PETALING JAYA: Lung cancer is the third most common cancer in Malaysia, accounting for 19.8% of all medically certified cancer mortality in this country (Second Report of the National Cancer Registry, Cancer Incidence in Malaysia).

Since most lung cancer patients are diagnosed when they reach an advanced, incurable stage, mortality rates in Malaysia remain high – over 75% of lung cancer cases are diagnosed at either stage III or IV, and often, patients can only be offered palliative but expensive therapy.

It is a well known fact that individuals who have had family members diagnosed with cancer are prone to developing the disease themselves.

And while genetics may predispose certain people to lung cancer, cigarette smoking remains a major risk factor.

Local data suggests 92% of Malaysian male lung cancer patients have a significant history of smoking.

Lung cancer occurs mostly in men over age 50, and the incidence in those under age 40 is relatively lower (approximately 5%).

In spite of the statistics, cigarette smoking in Malaysia starts early, with a whopping 36.9% of children between ages 14 and 15 using e-cigarettes and vaping devices.

Despite the Government’s best efforts to deter Malaysians from picking up the habit – including a National Strategic Plan to make Malaysia smoke-free by 2045, the prevalence of smoking in Malaysia is exceptionally high.

Smoking not only harms the health of an individual or family, but has serious implications on our national treasury.

The morbidity and therapy of smoking-related diseases account for approximately RM440mil annually, and is thus a major economic burden on our personal and national healthcare finances.

The high prevalence of lung cancer in Malaysia and the fact that smoking is the most common, preventable cause of death, mandates serious consideration for disease screening.

Screening for lung cancer ups the chances of early diagnosis, facilitating early effective intervention.

There is no question that the earlier a lung cancer is diagnosed and treated, the better the patient’s chance of survival.

Studies from the United States, UK and Europe have shown that screening for lung cancer increases the chances of early diagnoses.

Published studies evaluating the efficacy of a lung cancer screening programme indicate the need to target screening of individuals of the highest risk to make the programme cost-effective.
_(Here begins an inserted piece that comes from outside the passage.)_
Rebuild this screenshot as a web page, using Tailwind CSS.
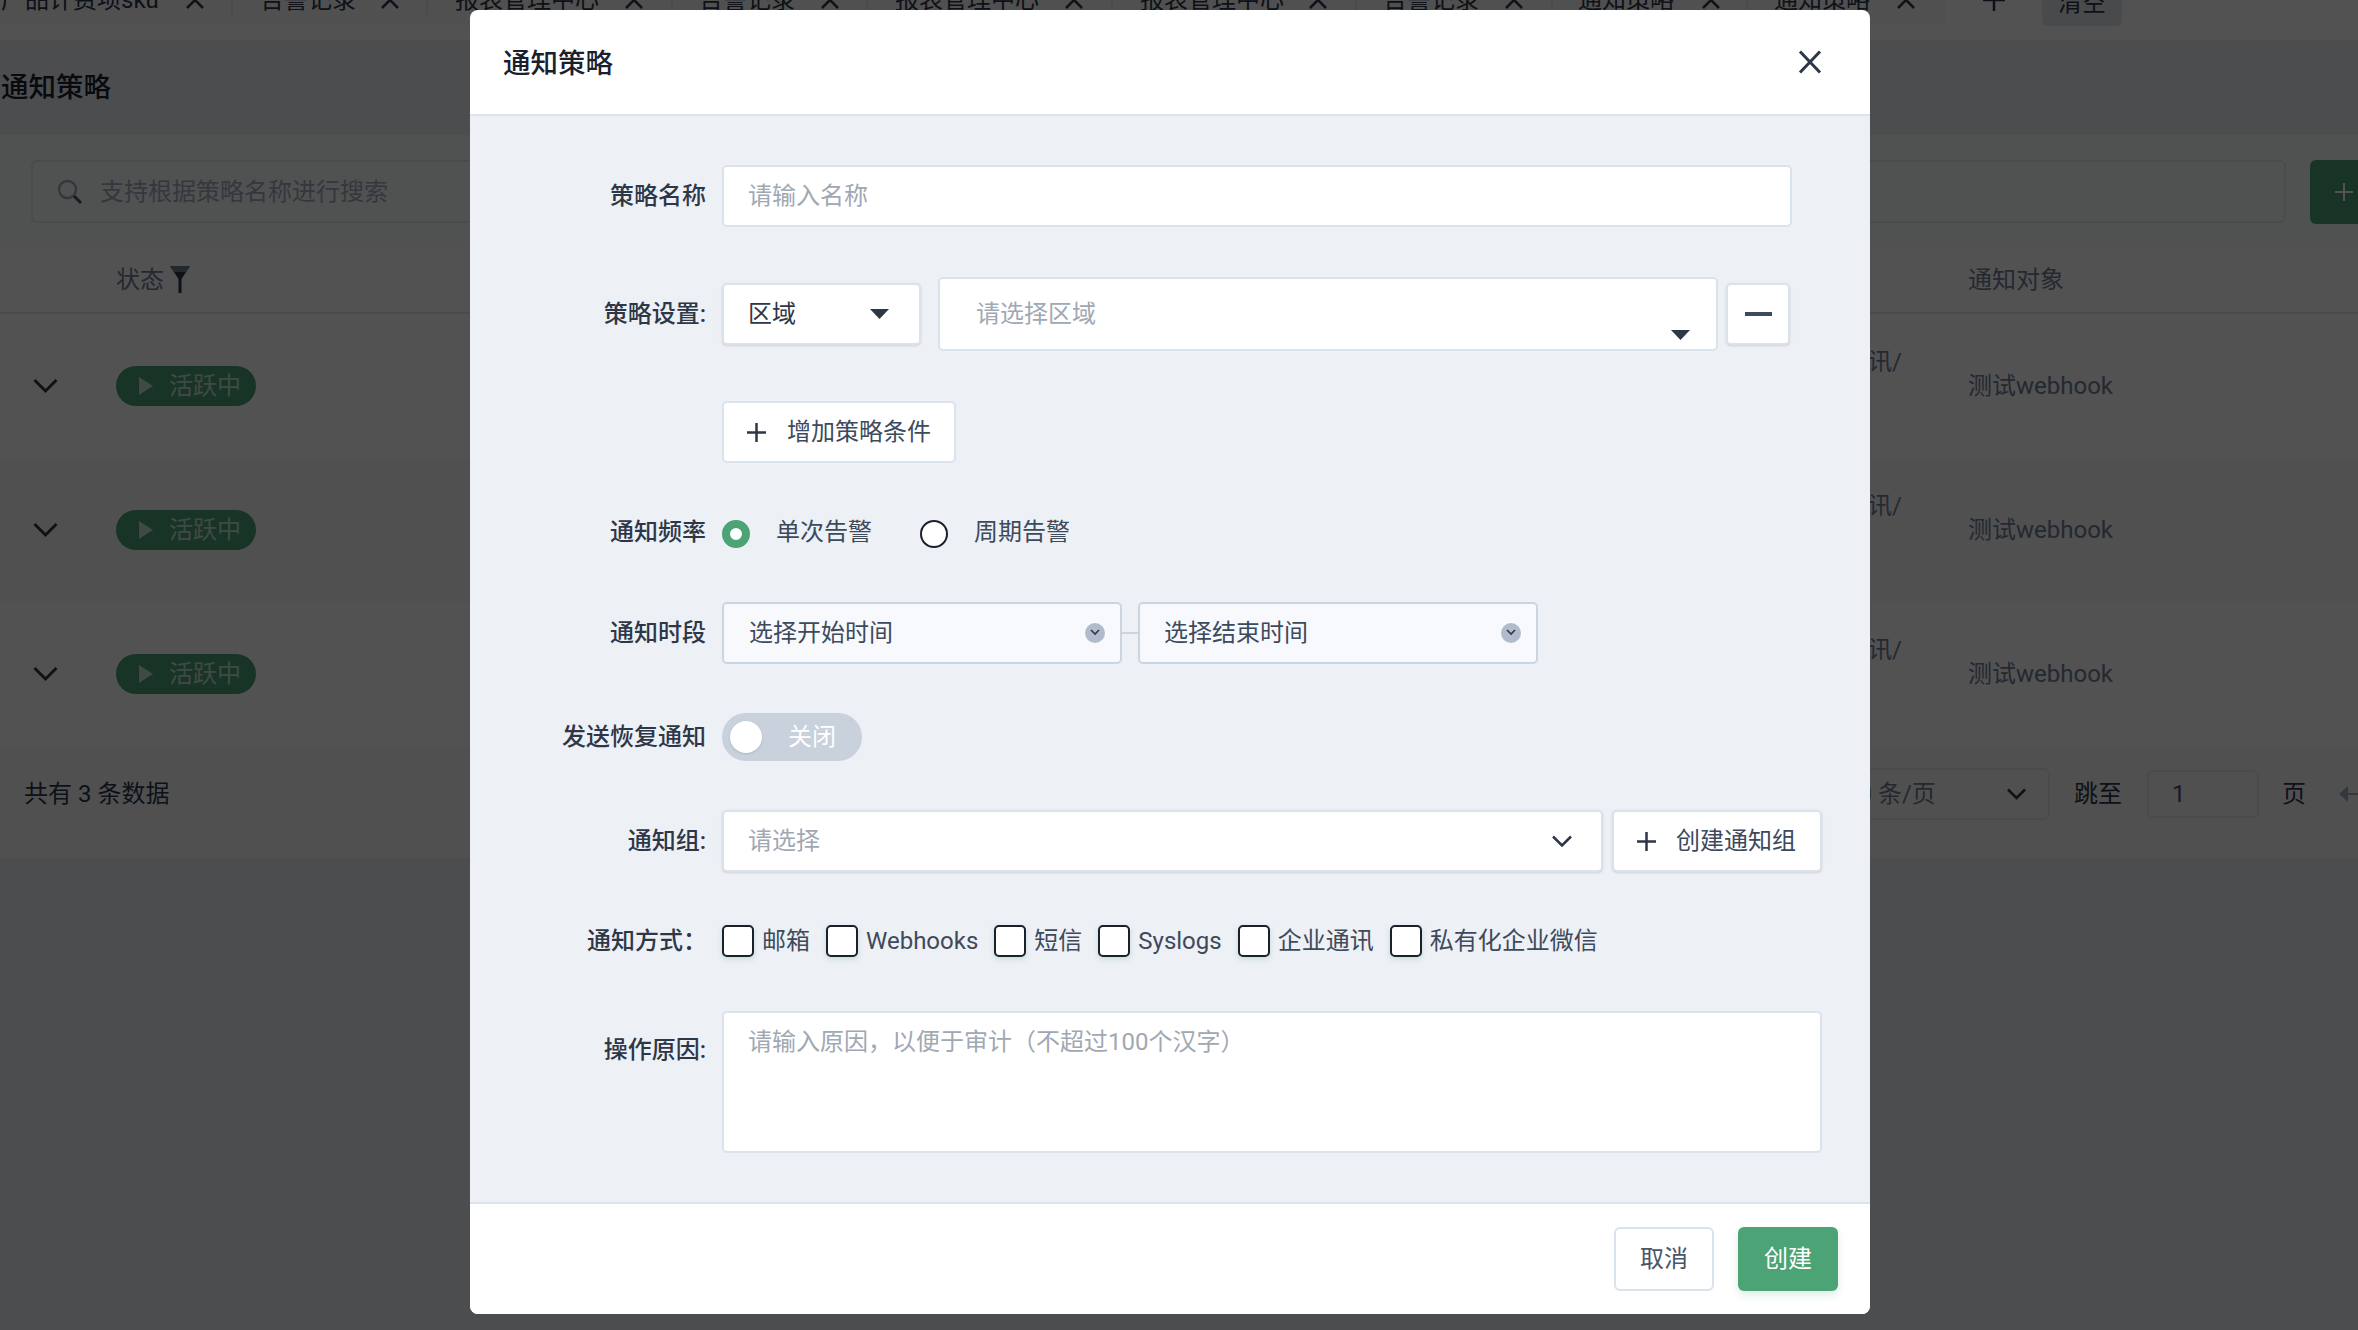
<!DOCTYPE html>
<html>
<head>
  <meta charset="utf-8">
  <meta name="viewport" content="width=device-width, initial-scale=1">
  <title>通知策略</title>
  <script src="https://cdn.jsdelivr.net/npm/@tailwindcss/browser@4"></script>
</head>
<body class="[font-family:Roboto,'Noto_Sans_CJK_SC',sans-serif] text-[24px] leading-9 text-[#2d3748]">
  <div class="relative w-[2358px] h-[1330px] overflow-hidden bg-[#edf0f5]">

    <!-- tabs, scrolled partly out of view -->
    <div class="flex h-[40px] bg-white overflow-hidden">
      <div class="flex h-[30px] -mt-[15px] bg-[#f7f8fa] box-content pb-[10px]">
        <div class="flex items-center h-[30px] w-[233px] pl-px border-r-2 border-[#e2e8f0]">
          <span class="whitespace-nowrap">产品计费项sku</span>
          <svg class="ml-[27px] shrink-0" width="18" height="18" viewBox="0 0 18 18" fill="none" stroke="#2d3748" stroke-width="2.5"><path d="M1 1l16 16M17 1L1 17"/></svg>
        </div>
        <div class="flex items-center h-[30px] w-[195px] pl-[27px] border-r-2 border-[#e2e8f0]"><span class="whitespace-nowrap">告警记录</span><svg class="ml-[25px] shrink-0" width="18" height="18" viewBox="0 0 18 18" fill="none" stroke="#2d3748" stroke-width="2.5"><path d="M1 1l16 16M17 1L1 17"/></svg></div>
        <div class="flex items-center h-[30px] w-[245px] pl-[27px] border-r-2 border-[#e2e8f0]"><span class="whitespace-nowrap">报表管理中心</span><svg class="ml-[26px] shrink-0" width="18" height="18" viewBox="0 0 18 18" fill="none" stroke="#2d3748" stroke-width="2.5"><path d="M1 1l16 16M17 1L1 17"/></svg></div>
        <div class="flex items-center h-[30px] w-[195px] pl-[26px] border-r-2 border-[#e2e8f0]"><span class="whitespace-nowrap">告警记录</span><svg class="ml-[26px] shrink-0" width="18" height="18" viewBox="0 0 18 18" fill="none" stroke="#2d3748" stroke-width="2.5"><path d="M1 1l16 16M17 1L1 17"/></svg></div>
        <div class="flex items-center h-[30px] w-[245px] pl-[27px] border-r-2 border-[#e2e8f0]"><span class="whitespace-nowrap">报表管理中心</span><svg class="ml-[26px] shrink-0" width="18" height="18" viewBox="0 0 18 18" fill="none" stroke="#2d3748" stroke-width="2.5"><path d="M1 1l16 16M17 1L1 17"/></svg></div>
        <div class="flex items-center h-[30px] w-[244px] pl-[27px] border-r-2 border-[#e2e8f0]"><span class="whitespace-nowrap">报表管理中心</span><svg class="ml-[25px] shrink-0" width="18" height="18" viewBox="0 0 18 18" fill="none" stroke="#2d3748" stroke-width="2.5"><path d="M1 1l16 16M17 1L1 17"/></svg></div>
        <div class="flex items-center h-[30px] w-[196px] pl-[26px] border-r-2 border-[#e2e8f0]"><span class="whitespace-nowrap">告警记录</span><svg class="ml-[26px] shrink-0" width="18" height="18" viewBox="0 0 18 18" fill="none" stroke="#2d3748" stroke-width="2.5"><path d="M1 1l16 16M17 1L1 17"/></svg></div>
        <div class="flex items-center h-[30px] w-[195px] pl-[25px] border-r-2 border-[#e2e8f0]"><span class="whitespace-nowrap">通知策略</span><svg class="ml-[28px] shrink-0" width="18" height="18" viewBox="0 0 18 18" fill="none" stroke="#2d3748" stroke-width="2.5"><path d="M1 1l16 16M17 1L1 17"/></svg></div>
        <div class="flex items-center h-[30px] w-[198px] pl-[26px]"><span class="whitespace-nowrap">通知策略</span><svg class="ml-[27px] shrink-0" width="18" height="18" viewBox="0 0 18 18" fill="none" stroke="#2d3748" stroke-width="2.5"><path d="M1 1l16 16M17 1L1 17"/></svg></div>
      </div>
      <div class="flex items-start ml-[37px]">
        <svg class="-mt-[11px]" width="22" height="22" viewBox="0 0 22 22" fill="none" stroke="#2d3748" stroke-width="2.5"><path d="M11 0v22M0 11h22"/></svg>
        <div class="flex items-center justify-center w-[80px] h-[46px] -mt-[20px] ml-[37px] rounded-[6px] bg-[#e2e5ea]">清空</div>
      </div>
    </div>

    <!-- page -->
    <div class="flex items-center h-[95px] pl-px text-[27.5px] font-medium text-[#1a202c]">通知策略</div>

    <div class="bg-white">
      <div class="flex h-[112px] pt-[25px] pl-[31px] bg-[#f9fafb]">
        <div class="flex items-center shrink-0 w-[2255px] h-[63px] pl-[24px] border-2 border-[#e2e8f0] rounded-[6px]">
          <svg width="26" height="26" viewBox="0 0 26 26" fill="none" stroke="#a0aec0" stroke-width="2.5"><circle cx="10.5" cy="10.5" r="8.5"/><path d="M17 17l7 7" stroke="#4a5568" stroke-width="3"/></svg>
          <input class="w-[700px] ml-[17px] outline-none placeholder:text-[#a0aec0]" placeholder="支持根据策略名称进行搜索">
        </div>
        <div class="flex items-center shrink-0 w-[120px] h-[64px] ml-[24px] pl-[25px] rounded-[6px] bg-[#4ca376]">
          <svg width="18" height="18" viewBox="0 0 18 18" stroke="#fff" stroke-width="2"><path d="M9 0v18M0 9h18"/></svg>
        </div>
      </div>

      <div class="flex items-center h-[67px] border-b-2 border-[#e2e8f0] text-[#718096]">
        <div class="w-[116px]"></div>
        <div class="flex items-center gap-[6px]">状态
          <svg width="20" height="27" viewBox="0 0 20 27"><path d="M0 0h20L11.5 13v14h-3V13z" fill="#2d3748"/><path d="M0 0h20L16 6H4z" fill="#718096"/></svg>
        </div>
        <div class="ml-auto w-[390px]">通知对象</div>
      </div>

      <div class="flex items-center h-[144px] bg-white text-[#718096]">
        <svg class="ml-[33px]" width="25" height="16" viewBox="0 0 25 16" fill="none" stroke="#2d3748" stroke-width="3"><path d="M1.5 2l11 11 11-11"/></svg>
        <div class="flex items-center w-[140px] h-[40px] ml-[58px] pl-[23px] rounded-full bg-[#4ca376] text-white">
          <svg width="14" height="18" viewBox="0 0 14 18" fill="#fff" fill-opacity=".7"><path d="M0 0l14 9L0 18z"/></svg><span class="ml-[16px] opacity-70 whitespace-nowrap">活跃中</span>
        </div>
        <div class="ml-auto w-[230px] mb-[2px] leading-[46px] whitespace-nowrap">邮箱/企业通讯/<br>短信</div>
        <div class="w-[390px]">测试webhook</div>
      </div>
      <div class="flex items-center h-[144px] bg-[#f7f8fa] text-[#718096]">
        <svg class="ml-[33px]" width="25" height="16" viewBox="0 0 25 16" fill="none" stroke="#2d3748" stroke-width="3"><path d="M1.5 2l11 11 11-11"/></svg>
        <div class="flex items-center w-[140px] h-[40px] ml-[58px] pl-[23px] rounded-full bg-[#4ca376] text-white">
          <svg width="14" height="18" viewBox="0 0 14 18" fill="#fff" fill-opacity=".7"><path d="M0 0l14 9L0 18z"/></svg><span class="ml-[16px] opacity-70 whitespace-nowrap">活跃中</span>
        </div>
        <div class="ml-auto w-[230px] mb-[2px] leading-[46px] whitespace-nowrap">邮箱/企业通讯/<br>短信</div>
        <div class="w-[390px]">测试webhook</div>
      </div>
      <div class="flex items-center h-[144px] bg-white text-[#718096]">
        <svg class="ml-[33px]" width="25" height="16" viewBox="0 0 25 16" fill="none" stroke="#2d3748" stroke-width="3"><path d="M1.5 2l11 11 11-11"/></svg>
        <div class="flex items-center w-[140px] h-[40px] ml-[58px] pl-[23px] rounded-full bg-[#4ca376] text-white">
          <svg width="14" height="18" viewBox="0 0 14 18" fill="#fff" fill-opacity=".7"><path d="M0 0l14 9L0 18z"/></svg><span class="ml-[16px] opacity-70 whitespace-nowrap">活跃中</span>
        </div>
        <div class="ml-auto w-[230px] mb-[2px] leading-[46px] whitespace-nowrap">邮箱/企业通讯/<br>短信</div>
        <div class="w-[390px]">测试webhook</div>
      </div>

      <div class="flex items-center h-[112px] pl-[24px] pb-[17px] bg-[#f7f8fa]">
        <span>共有 3 条数据</span>
        <div class="flex items-center ml-auto">
          <div class="flex items-center w-[250px] h-[52px] pl-[43px] pr-[22px] border-2 border-[#e2e8f0] rounded-[6px] text-[#718096]">
            <span class="whitespace-nowrap">10 条/页</span>
            <svg class="ml-auto" width="19" height="12" viewBox="0 0 19 12" fill="none" stroke="#2d3748" stroke-width="2.5"><path d="M1 1.5l8.5 8.5L18 1.5"/></svg>
          </div>
          <span class="ml-[24px]">跳至</span>
          <div class="flex items-center w-[112px] h-[48px] ml-[25px] pl-[23px] border-2 border-[#e2e8f0] rounded-[6px] text-[#4a5568]">1</div>
          <span class="ml-[23px]">页</span>
          <svg class="ml-[33px]" width="19" height="16" viewBox="0 0 19 16" fill="#a0aec0"><path d="M9 0v16L0 8z"/><path d="M9 7h10v2H9z"/></svg>
        </div>
      </div>
    </div>

    <!-- modal -->
    <div class="absolute inset-0 bg-black/[.68]"></div>
    <div class="absolute left-[470px] top-[10px] w-[1400px] h-[1304px] flex flex-col rounded-[8px] overflow-hidden bg-white">
      <div class="flex items-center justify-between shrink-0 h-[106px] pt-[3px] pl-[33px] pr-[48px] border-b-2 border-[#dce3ea]">
        <span class="text-[27.5px] font-medium text-[#1a202c]">通知策略</span>
        <svg class="-mt-[3px]" width="24" height="24" viewBox="0 0 24 24" fill="none" stroke="#2d3748" stroke-width="3"><path d="M2 1.5l20 21M22 1.5l-20 21"/></svg>
      </div>

      <div class="flex-1 bg-[#edf0f5]">
        <!-- 策略名称 -->
        <div class="flex items-center mt-[49px]">
          <label class="w-[236px] text-right font-medium">策略名称</label>
          <input class="w-[1070px] h-[62px] ml-[16px] px-[24px] bg-white border-2 border-[#dae2ec] rounded-[5px] outline-none placeholder:text-[#a0a8b3]" placeholder="请输入名称">
        </div>

        <!-- 策略设置 -->
        <div class="flex items-center mt-[50px]">
          <label class="w-[236px] text-right font-medium">策略设置:</label>
          <div class="flex items-center w-[199px] h-[62px] ml-[16px] pl-[24px] pr-[30px] bg-white border-2 border-[#dae2ec] rounded-[5px] shadow-sm">
            <span>区域</span>
            <svg class="ml-auto" width="19" height="10" viewBox="0 0 19 10" fill="#2d3748"><path d="M0 0h19L9.5 10z"/></svg>
          </div>
          <div class="flex items-center w-[780px] h-[74px] ml-[17px] pl-[36px] pr-[26px] bg-white border-2 border-[#dae2ec] rounded-[5px]">
            <span class="text-[#a0a8b3]">请选择区域</span>
            <svg class="ml-auto self-end mb-[9px]" width="19" height="10" viewBox="0 0 19 10" fill="#2d3748"><path d="M0 0h19L9.5 10z"/></svg>
          </div>
          <div class="flex items-center justify-center w-[64px] h-[62px] ml-[8px] bg-white border-2 border-[#dae2ec] rounded-[5px] shadow-sm">
            <div class="w-[27px] h-[4px] bg-[#3d4a5c]"></div>
          </div>
        </div>

        <!-- 增加策略条件 -->
        <div class="flex mt-[50px] pl-[252px]">
          <div class="flex items-center h-[62px] px-[23px] bg-white border-2 border-[#dae2ec] rounded-[5px] text-[#3d4a5c]">
            <svg width="19" height="19" viewBox="0 0 19 19" stroke="#2d3748" stroke-width="2.5"><path d="M9.5 0v19M0 9.5h19"/></svg>
            <span class="ml-[21px]">增加策略条件</span>
          </div>
        </div>

        <!-- 通知频率 -->
        <div class="flex items-center h-[28px] mt-[57px]">
          <label class="w-[236px] -mt-[4px] text-right font-medium">通知频率</label>
          <div class="w-[28px] h-[28px] ml-[16px] rounded-full border-[8px] border-[#4ca376] bg-white"></div>
          <span class="ml-[26px] -mt-[4px] text-[#3d4a5c]">单次告警</span>
          <div class="w-[28px] h-[28px] ml-[48px] rounded-full border-2 border-[#1a202c] bg-white"></div>
          <span class="ml-[26px] -mt-[4px] text-[#3d4a5c]">周期告警</span>
        </div>

        <!-- 通知时段 -->
        <div class="flex items-center mt-[54px]">
          <label class="w-[236px] text-right font-medium">通知时段</label>
          <div class="flex items-center w-[400px] h-[62px] ml-[16px] pl-[25px] pr-[15px] bg-[#f7f9fc] border-2 border-[#cbd5e0] rounded-[5px] text-[#3d4a5c]">
            <span>选择开始时间</span>
            <svg class="ml-auto" width="20" height="20" viewBox="0 0 20 20"><circle cx="10" cy="10" r="10" fill="#b0bccb"/><path d="M6 7l4 4 4-4" fill="none" stroke="#2d3748" stroke-width="1.6"/></svg>
          </div>
          <div class="w-[16px] h-[2px] bg-[#cbd5e0]"></div>
          <div class="flex items-center w-[400px] h-[62px] pl-[24px] pr-[15px] bg-[#f7f9fc] border-2 border-[#cbd5e0] rounded-[5px] text-[#3d4a5c]">
            <span>选择结束时间</span>
            <svg class="ml-auto" width="20" height="20" viewBox="0 0 20 20"><circle cx="10" cy="10" r="10" fill="#b0bccb"/><path d="M6 7l4 4 4-4" fill="none" stroke="#2d3748" stroke-width="1.6"/></svg>
          </div>
        </div>

        <!-- 发送恢复通知 -->
        <div class="flex items-center mt-[49px]">
          <label class="w-[236px] text-right font-medium">发送恢复通知</label>
          <div class="flex items-center w-[140px] h-[48px] ml-[16px] pl-[8px] rounded-full bg-[#c8d1dc]">
            <div class="w-[32px] h-[32px] rounded-full bg-white shadow-sm"></div>
            <span class="ml-[26px] text-white">关闭</span>
          </div>
        </div>

        <!-- 通知组 -->
        <div class="flex items-center mt-[49px]">
          <label class="w-[236px] text-right font-medium">通知组:</label>
          <div class="flex items-center w-[881px] h-[62px] ml-[16px] pl-[24px] pr-[29px] bg-white border-2 border-[#dae2ec] rounded-[5px] shadow-sm">
            <span class="text-[#a0a8b3]">请选择</span>
            <svg class="ml-auto" width="20" height="12" viewBox="0 0 20 12" fill="none" stroke="#2d3748" stroke-width="2.5"><path d="M1 1.5l9 9 9-9"/></svg>
          </div>
          <div class="flex items-center w-[210px] h-[62px] ml-[9px] px-[23px] bg-white border-2 border-[#dae2ec] rounded-[5px] shadow-sm text-[#3d4a5c]">
            <svg class="shrink-0" width="19" height="19" viewBox="0 0 19 19" stroke="#2d3748" stroke-width="2.5"><path d="M9.5 0v19M0 9.5h19"/></svg>
            <span class="ml-[20px] whitespace-nowrap">创建通知组</span>
          </div>
        </div>

        <!-- 通知方式 -->
        <div class="flex items-center h-[32px] mt-[53px]">
          <label class="w-[237px] text-right font-medium">通知方式：</label>
          <div class="flex items-center ml-[15px] gap-[16px] text-[#3d4a5c]">
            <div class="flex items-center gap-[8px]"><div class="w-[32px] h-[32px] bg-white border-2 border-[#1a202c] rounded-[5px] shadow-[0_2px_5px_rgba(76,163,118,0.25)]"></div><span>邮箱</span></div>
            <div class="flex items-center gap-[8px]"><div class="w-[32px] h-[32px] bg-white border-2 border-[#1a202c] rounded-[5px] shadow-[0_2px_5px_rgba(76,163,118,0.25)]"></div><span>Webhooks</span></div>
            <div class="flex items-center gap-[8px]"><div class="w-[32px] h-[32px] bg-white border-2 border-[#1a202c] rounded-[5px] shadow-[0_2px_5px_rgba(76,163,118,0.25)]"></div><span>短信</span></div>
            <div class="flex items-center gap-[8px]"><div class="w-[32px] h-[32px] bg-white border-2 border-[#1a202c] rounded-[5px] shadow-[0_2px_5px_rgba(76,163,118,0.25)]"></div><span>Syslogs</span></div>
            <div class="flex items-center gap-[8px]"><div class="w-[32px] h-[32px] bg-white border-2 border-[#1a202c] rounded-[5px] shadow-[0_2px_5px_rgba(76,163,118,0.25)]"></div><span>企业通讯</span></div>
            <div class="flex items-center gap-[8px]"><div class="w-[32px] h-[32px] bg-white border-2 border-[#1a202c] rounded-[5px] shadow-[0_2px_5px_rgba(76,163,118,0.25)]"></div><span>私有化企业微信</span></div>
          </div>
        </div>

        <!-- 操作原因 -->
        <div class="flex items-start mt-[54px]">
          <label class="w-[236px] pt-[21px] text-right font-medium">操作原因:</label>
          <textarea class="block w-[1100px] h-[142px] ml-[16px] px-[24px] py-[11px] bg-white border-2 border-[#dae2ec] rounded-[5px] outline-none resize-none placeholder:text-[#a0a8b3]" placeholder="请输入原因，以便于审计（不超过100个汉字）"></textarea>
        </div>
      </div>

      <div class="flex items-center justify-end gap-[24px] shrink-0 h-[112px] pr-[32px] bg-white border-t-2 border-[#dce3ea]">
        <div class="flex items-center justify-center w-[100px] h-[64px] border-2 border-[#dae2ec] rounded-[6px] text-[#4a5568]">取消</div>
        <div class="flex items-center justify-center w-[100px] h-[64px] rounded-[6px] bg-[#4ca376] text-white shadow-[0_4px_8px_rgba(76,163,118,0.2)]">创建</div>
      </div>
    </div>
  </div>
</body>
</html>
Our collective challenge, therefore, is to identify that high-risk group here in Malaysia.

A pilot study targeting a smaller “at risk” based on local epidemiology of the disease should be undertaken to determine precisely who should be screened.

Of course, a national anti-smoking policy that prevents tobacco use is far more effective than a screening programme.

After all, we are all familiar with the adage, prevention is better than cure.

Some might argue that national resources and efforts should be prioritised for preventative strategies instead, but this will only address a future generation.

Even if all cigarette smokers were to quit smoking today, it would take 20 years before the resulting decrease in mortality from lung cancer becomes evident.

Lung cancer screening does not compete or contradict efforts to promote smoking cessation.

Lung cancer is a major and costly health concern and the leading cause of cancer-related deaths in this country.

Due to the long latency phase of lung cancer, smoking cessation will have minimal impact for many decades.

The importance of early diagnosis cannot be emphasised enough – early detection of lung cancer remains the cornerstone of treatment success.

A well-executed and comprehensive screening programme may potentially save many lives and billions of ringgit in the long term, although admittedly evaluating cost-effectiveness is not straight forward.

It is imperative, however, that appropriate clear guidelines and quality assurance programmes are established by a dedicated multi-disciplinary interest group prior to embarking on a national screening programme.

The case for lung cancer screening in Malaysia is persuasive and the decision time is now.

Anand Sachithanandan is a cardiothoracic surgeon at Sunway Medical Centre.